His Science minister, Lord Sainsbury, has warned the Prince against getting involved. But the Prince has been studying the subject and preparing his ground for more than a year.

The Royal Society last night welcomed the Prince's "thoughtful contribution".

Nanotechnology - whose use is expected to grow a hundredfold over the next decade - involves working with substances on the unimaginably small scale of nanometres, or billionths of a metre.

Prince Charles calls the technology "a triumph of human ingenuity" but adds: "Discovering the secrets of the Universe is one thing: ensuring that those secrets are used wisely and appropriately is quite another."

The public will accept it only "if a precautionary approach is seen to be applied". He urges "regulatory processes" to be "encouraged to develop at the same rate as the technology" and for risk assessment to "keep pace with commercial development".
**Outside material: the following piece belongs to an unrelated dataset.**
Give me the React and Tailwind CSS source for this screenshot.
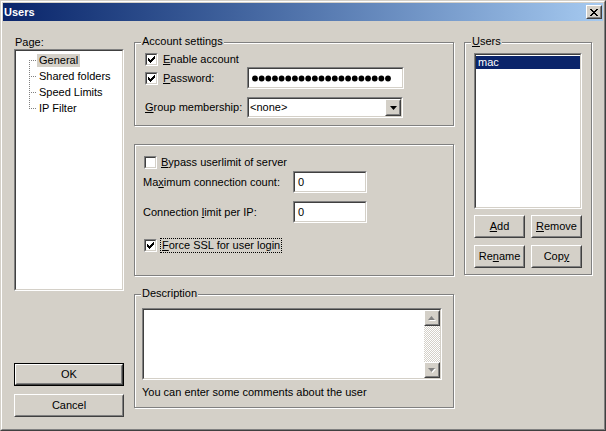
const face = "font-['Liberation_Sans',Arial,sans-serif]";

function Sunken({ className = "", innerClassName = "", children }) {
  return (
    <div className={`border border-t-[#808080] border-l-[#808080] border-b-white border-r-white ${className}`}>
      <div className={`h-full w-full border border-t-[#404040] border-l-[#404040] border-b-[#d4d0c8] border-r-[#d4d0c8] bg-white ${innerClassName}`}>
        {children}
      </div>
    </div>
  );
}

function Raised({ className = "", children }) {
  return (
    <div className={`border border-t-white border-l-white border-b-[#404040] border-r-[#404040] bg-[#d4d0c8] ${className}`}>
      <div className="flex h-full w-full items-center justify-center border border-t-[#d4d0c8] border-l-[#d4d0c8] border-b-[#808080] border-r-[#808080]">
        {children}
      </div>
    </div>
  );
}

function Button({ children, className = "", isDefault = false }) {
  if (isDefault) {
    return (
      <div className={`border border-black ${className}`}>
        <Raised className="h-full w-full">{children}</Raised>
      </div>
    );
  }
  return <Raised className={className}>{children}</Raised>;
}

function CheckMark() {
  const starts = [2, 3, 4, 3, 2, 1, 0];
  return (
    <svg width="7" height="7" viewBox="0 0 7 7" shapeRendering="crispEdges">
      {starts.map((y, x) => (
        <rect key={x} x={x} y={y} width="1" height="3" fill="#000" />
      ))}
    </svg>
  );
}

function Check({ checked }) {
  return (
    <span className="block h-[13px] w-[13px] shrink-0 border border-t-[#808080] border-l-[#808080] border-b-white border-r-white">
      <span className="flex h-full w-full items-center justify-center border border-t-[#404040] border-l-[#404040] border-b-[#d4d0c8] border-r-[#d4d0c8] bg-white">
        {checked && <CheckMark />}
      </span>
    </span>
  );
}

function Group({ label, className = "", children }) {
  return (
    <div className={`relative border border-[#808080] shadow-[1px_1px_0_#fff,inset_1px_1px_0_#fff] ${className}`}>
      {label && (
        <span className="absolute -top-[8px] left-[6px] bg-[#d4d0c8] px-px leading-[13px]">{label}</span>
      )}
      {children}
    </div>
  );
}

function Arrow({ dir = "down", disabled = false }) {
  const pts = dir === "down" ? "0,0 7,0 3.5,4" : "0,4 7,4 3.5,0";
  if (disabled) {
    return (
      <svg width="8" height="5" viewBox="0 0 8 5">
        <polygon points={pts} fill="#fff" transform="translate(1,1)" />
        <polygon points={pts} fill="#808080" />
      </svg>
    );
  }
  return (
    <svg width="7" height="4" viewBox="0 0 7 4">
      <polygon points={pts} fill="#000" />
    </svg>
  );
}

function TreeLines({ index, count }) {
  const dots = [];
  const y0 = index === 0 ? 8 : 0;
  const y1 = index === count - 1 ? 8 : 16;
  for (let y = y0; y <= y1 && y < 16; y += 2) dots.push([13, y]);
  for (let x = 15; x <= 20; x += 2) dots.push([x, 8]);
  return (
    <svg width="21" height="16" viewBox="0 0 21 16" shapeRendering="crispEdges" className="shrink-0">
      {dots.map(([x, y]) => (
        <rect key={`${x}-${y}`} x={x} y={y} width="1" height="1" fill="#808080" />
      ))}
    </svg>
  );
}

function CloseGlyph() {
  const rows = ["XX....XX", ".XX..XX.", "..XXXX..", "...XX...", "..XXXX..", ".XX..XX.", "XX....XX"];
  return (
    <svg width="8" height="7" viewBox="0 0 8 7" shapeRendering="crispEdges">
      {rows.flatMap((row, y) =>
        row.split("").map((c, x) => (c === "X" ? <rect key={`${x}-${y}`} x={x} y={y} width="1" height="1" fill="#000" /> : null))
      )}
    </svg>
  );
}

const pages = ["General", "Shared folders", "Speed Limits", "IP Filter"];

export default function App() {
  return (
    <div className={`h-[431px] w-[606px] border border-t-[#d4d0c8] border-l-[#d4d0c8] border-b-[#404040] border-r-[#404040] bg-[#d4d0c8] text-[11px] leading-[13px] text-black ${face}`}>
      <div className="flex h-full flex-col border border-t-white border-l-white border-b-[#808080] border-r-[#808080] p-px">
        {/* title bar */}
        <div className="flex h-[18px] shrink-0 items-center bg-gradient-to-r from-[#0a246a] to-[#a6caf0] pl-px pr-px">
          <span className="flex-1 font-bold text-white">Users</span>
          <Raised className="h-[14px] w-[16px]">
            <CloseGlyph />
          </Raised>
        </div>

        <div className="flex flex-1 gap-[10px] px-[11px] pb-[11px]">
          {/* left column */}
          <div className="flex w-[110px] flex-col">
            <div className="mt-[15px] h-[13px] pl-px">Page:</div>
            <Sunken className="h-[242px] w-[110px]" innerClassName="pt-px">
              {pages.map((p, i) => (
                <div key={p} className="flex h-[16px] items-center">
                  <TreeLines index={i} count={pages.length} />
                  <span className={`h-[13px] whitespace-nowrap px-[2px] ${i === 0 ? "bg-[#d4d0c8]" : ""}`}>{p}</span>
                </div>
              ))}
            </Sunken>
            <Button isDefault className="mt-auto h-[23px] w-[110px]">OK</Button>
            <Button className="mt-[8px] h-[23px] w-[110px]">Cancel</Button>
          </div>

          {/* middle column */}
          <div className="flex w-[320px] flex-col">
            <Group label="Account settings" className="mt-[21px] h-[84px] pl-[10px] pt-[8px]">
              <div className="flex h-[16px] items-center">
                <Check checked />
                <span className="ml-[5px]"><span className="underline">E</span>nable account</span>
              </div>
              <div className="flex h-[22px] items-center">
                <div className="flex w-[102px] items-center">
                  <Check checked />
                  <span className="ml-[5px]"><span className="underline">P</span>assword:</span>
                </div>
                <Sunken className="h-[22px] w-[157px]" innerClassName="flex items-center pl-[3px]">
                  <svg width="142" height="7" viewBox="0 0 142 7">
                    {Array.from({ length: 21 }).map((_, i) => (
                      <circle key={i} cx={3 + i * 6.65} cy="3.5" r="2.9" fill="#000" />
                    ))}
                  </svg>
                </Sunken>
              </div>
              <div className="mt-[8px] flex h-[21px] items-center">
                <span className="w-[102px]"><span className="underline">G</span>roup membership:</span>
                <Sunken className="h-[21px] w-[156px]" innerClassName="flex items-center">
                  <span className="flex-1 pl-px">&lt;none&gt;</span>
                  <Raised className="h-full w-[16px]">
                    <Arrow dir="down" />
                  </Raised>
                </Sunken>
              </div>
            </Group>

            <Group className="mt-[18px] h-[132px] pl-[8px] pt-[11px]">
              <div className="flex h-[13px] items-center pl-px">
                <Check />
                <span className="ml-[4px]"><span className="underline">B</span>ypass userlimit of server</span>
              </div>
              <div className="mt-[2px] flex h-[22px] items-center">
                <span className="w-[150px]">Ma<span className="underline">x</span>imum connection count:</span>
                <Sunken className="h-[22px] w-[74px]" innerClassName="flex items-center pl-[3px]">0</Sunken>
              </div>
              <div className="mt-[8px] flex h-[22px] items-center">
                <span className="w-[150px]">Connection <span className="underline">l</span>imit per IP:</span>
                <Sunken className="h-[22px] w-[74px]" innerClassName="flex items-center pl-[3px]">0</Sunken>
              </div>
              <div className="mt-[14px] flex h-[17px] items-center pl-px">
                <Check checked />
                <span className="ml-[3px] border border-dotted border-black px-px leading-[13px]">
                  <span className="underline">F</span>orce SSL for user login
                </span>
              </div>
            </Group>

            <Group label="Description" className="mt-[18px] h-[114px] pl-[7px] pt-[13px]">
              <Sunken className="h-[72px] w-[300px]" innerClassName="flex">
                <div className="flex-1" />
                <div className="flex w-[16px] flex-col">
                  <Raised className="h-[16px] w-[16px]">
                    <Arrow dir="up" disabled />
                  </Raised>
                  <div className="flex-1 bg-[repeating-conic-gradient(#d4d0c8_0%_25%,#ffffff_0%_50%)] bg-[length:2px_2px]" />
                  <Raised className="h-[16px] w-[16px]">
                    <Arrow dir="down" disabled />
                  </Raised>
                </div>
              </Sunken>
              <div className="mt-[6px] h-[13px]">You can enter some comments about the user</div>
            </Group>
          </div>

          {/* right column */}
          <div className="flex w-[128px] flex-col">
            <Group label={<><span className="underline">U</span>sers</>} className="mt-[21px] h-[233px] pl-[9px] pt-[10px]">
              <Sunken className="h-[156px] w-[108px]" innerClassName="pt-px">
                <div className="h-[13px] bg-[#0a246a] pl-[2px] text-white">mac</div>
              </Sunken>
              <div className="mt-[6px] flex gap-[6px]">
                <Button className="h-[23px] w-[51px]"><span><span className="underline">A</span>dd</span></Button>
                <Button className="h-[23px] w-[51px]"><span><span className="underline">R</span>emove</span></Button>
              </div>
              <div className="mt-[7px] flex gap-[6px]">
                <Button className="h-[23px] w-[51px]"><span>Re<span className="underline">n</span>ame</span></Button>
                <Button className="h-[23px] w-[51px]"><span>Cop<span className="underline">y</span></span></Button>
              </div>
            </Group>
          </div>
        </div>
      </div>
    </div>
  );
}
But he adds: "If you look at the EU's research programme for nanotechnology, only an estimated 5 per cent of total funding is being spent on examining the environmental, social and ethical dimensions of these technologies. That certainly doesn't inspire confidence."

He approvingly quotes Professor John Carroll of Cambridge University as appealing for concerns about the technology not to be dismissed as "Luddite" (as Mr Blair did over criticism of GM), and warning that it could cause "similar upsets" to thalidomide "unless appropriate care and humility is observed". The Prince comments: "Those are my sentiments too."

He sets out to correct persistent media reports that he is concerned about one of the more improbable scares, that tiny self-replicating robots could turn the whole planet to "grey goo". He writes: "For the record, I have never used that expression. Such beliefs should be left where they belong, in the realms of science fiction."